Second, neither the RFAS nor the FACLS identifies any facts or matters by reason of which a partnership is said to exist. The summons before the Court of Appeal did refer to paras 7, 31 and 32 of an Amended Commercial List Statement, which are now paras 7, 28 and 29 of the FACLS. They (including amendments but ignoring markups) are in the following terms:
7. Further, the plaintiff makes claims arising out of the partnership between Emmott, Nicholls and Slater and seeks orders that Emmott, whether acting directly or indirectly, through the Temujin Entities and their agents, designates and nominees, allow inspection of all originals, disclose and bring to the account of the assignors, Nicholls, Slater, the Temujin Entities (and, thus, also MWP, as their assignee), and the Estates of Mr Nicholls, Slater, as his partners, all benefits obtained by them, whether acting directly or indirectly, through the Temujin Entities and their agents, designates and nominees, attributable to the partnership, as well as all and any other partnership revenues and assets.
…
28. From early September 2005 Slater, Nicholls and Emmott formed a partnership, contract, arrangement, understanding or enterprise, entirely from within MWP and at its cost, dishonestly, unlawfully, through deceit, fraud, fraudulent conspiracy to injure, tortious interference, infringement of copyright, theft, and in gross, serious and dishonest breach of fiduciary duty and contract, over a sustained period of time (the "Temujin Partnership") that involved:
a) creating a legal practice, and a business of arrangers, advisors and agents;
b) diverting legal consultancy work, developments, projects and opportunities from MWP to the legal practice, and the business of arrangers, advisors and agents;
c) injuring the interests of, and causing costs, loss and damage to MWP;
d) diverting business opportunities, developments and projects that MWP was involved in, that MWP was working on, that MWP had sourced, located, initiated, invested in and financed, and that had arisen, or would have arisen, but for the diversion of the legal consultancy work, and the role of arrangers, advisors and agents from MWP; and
e) concealing (and continuing to conceal):
i. the activities in each of the preceding sub-paragraphs above;
ii. the income, success fees, bonuses, profits, proceeds, Shares and Other Benefits of each of those activities from MWP; and
iii. the shares, options, warrants, commissions, reimbursement of costs and other benefits (where the items referred to in sub-paragraphs (ii) and this sub-paragraph (iii) are hereinafter collectively referred to as the "Shares and Other Benefits") arising from these, and in relation to various other projects, developments, businesses and opportunities including, without limitation:
A. the Chilisai Phosphor Project,
B. the Urals Gold/Maminskoye Project,
C. the Benkala Copper Project (including phases 1, 2 and 3),
D. Project Khan;
E. Project Hawker;
F. Project Ablai,
G. the Pinegrove Equities/Roxi Petroleum Projects; and
H. the Uzbek phosphor, potash and chemicals projects which followers on from Chilisai (including, without limitation through the entities Eurasian Chemical Group Ltd., Eurasian Fertilizer Group Plc, CA Consult Limited and SXS Holdings Limited), as summarised below;
I. various gold-mining and exploration projects through Scythian, as referred to above and summarised below,
(collectively the "Temujin Projects").
29. The said partnership continued throughout the period September 2005 until the bankruptcy of Nicholls on 16 February 2015, and the bankruptcy of Slater on 22 December 2015, although the fact remained that the arrangement, agreement, understanding and/or enterprise between them as to the opposition and defence to MWP's claims, and in trying to stop, delay and increase the costs of MWP enforcing its rights and achieving justice continued and continues, and where it was agreed that all rights and benefits of Emmott under or in relation to the ad hoc arbitration between him and MWP, and all related and ancillary proceedings, in the UK and elsewhere in the world would be, and are held on trust by him as bare nominee of and for the Temujin Partnership, and all of which belong to and are owned by the Temujin Partnership. [footnotes omitted]
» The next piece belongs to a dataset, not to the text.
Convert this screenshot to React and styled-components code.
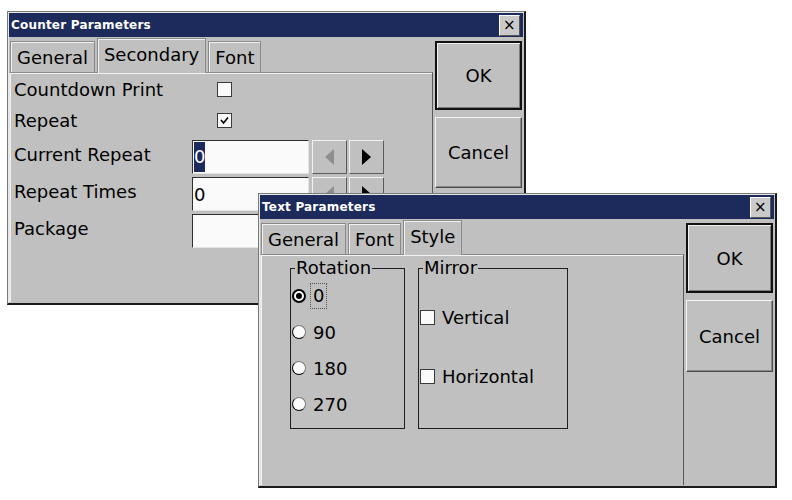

As is apparent, those paragraphs do not plead any material facts that are said to give rise to a partnership.
The FACLS does refer to the decision of Einstein J in NSW1 (see Michael Wilson & Partners Limited v Robert Colin Nicholls & Ors [2009] NSWSC 1033) and the appeals from that decision. It pleads that Mr Emmott is bound by the findings of fact in that case (notwithstanding that he was not a party) and, in particular, what is said to be a finding that Messrs Emmott, Nicholls and Slater were in partnership. WMP points to a number of passages in which that finding is said to have been made. Perhaps the clearest example is para [132] of the judgment of Einstein J in Michael Wilson & Partners Limited v Robert Colin Nicholls and Ors [2009] NSWSC 1033, where his Honour says:
The finding is that the Cooperation Agreement had been deliberately drafted in a way to suggest that Messrs Nicholls and Emmott were not bound to join the new business. On the Court's findings the Cooperation Agreement was an attempt by the parties to it to disguise what really was an immediate partnership involving each of Messrs Nicholls, Slater and Emmott from the time of entry into the Agreement: see Lindley & Banks on Partnership, 17th ed., page 15 [2-13]. The terms of the agreement required each party to be immediately bound to fund the new venture.
The findings are said to be binding on Mr Emmott because he participated in those proceedings by, for example, giving evidence. It is MWP's primary case that it can prove the existence of a partnership simply by tendering the judgments in that case. It is against the possibility that that argument will fail that MWP seeks discovery. However, because MWP has not pleaded any facts by reason of which it has said that a partnership existed, it is not possible to know whether MWP simply relies on the facts that caused Einstein J to conclude that there was a partnership or whether it relies on other facts and, if so, what they are.
Third, as pleaded in the FACLS, the thrust of MWP's case is that Mr Emmott either directly or indirectly received benefits from projects or work that were taken from MWP for which he has not accounted to the partnership. Particulars of the various projects and work are given in the FACLS. However, no particulars are given of the benefits received by Mr Emmott or entities on his behalf for which he has not accounted to Mr Nicholls and Mr Slater.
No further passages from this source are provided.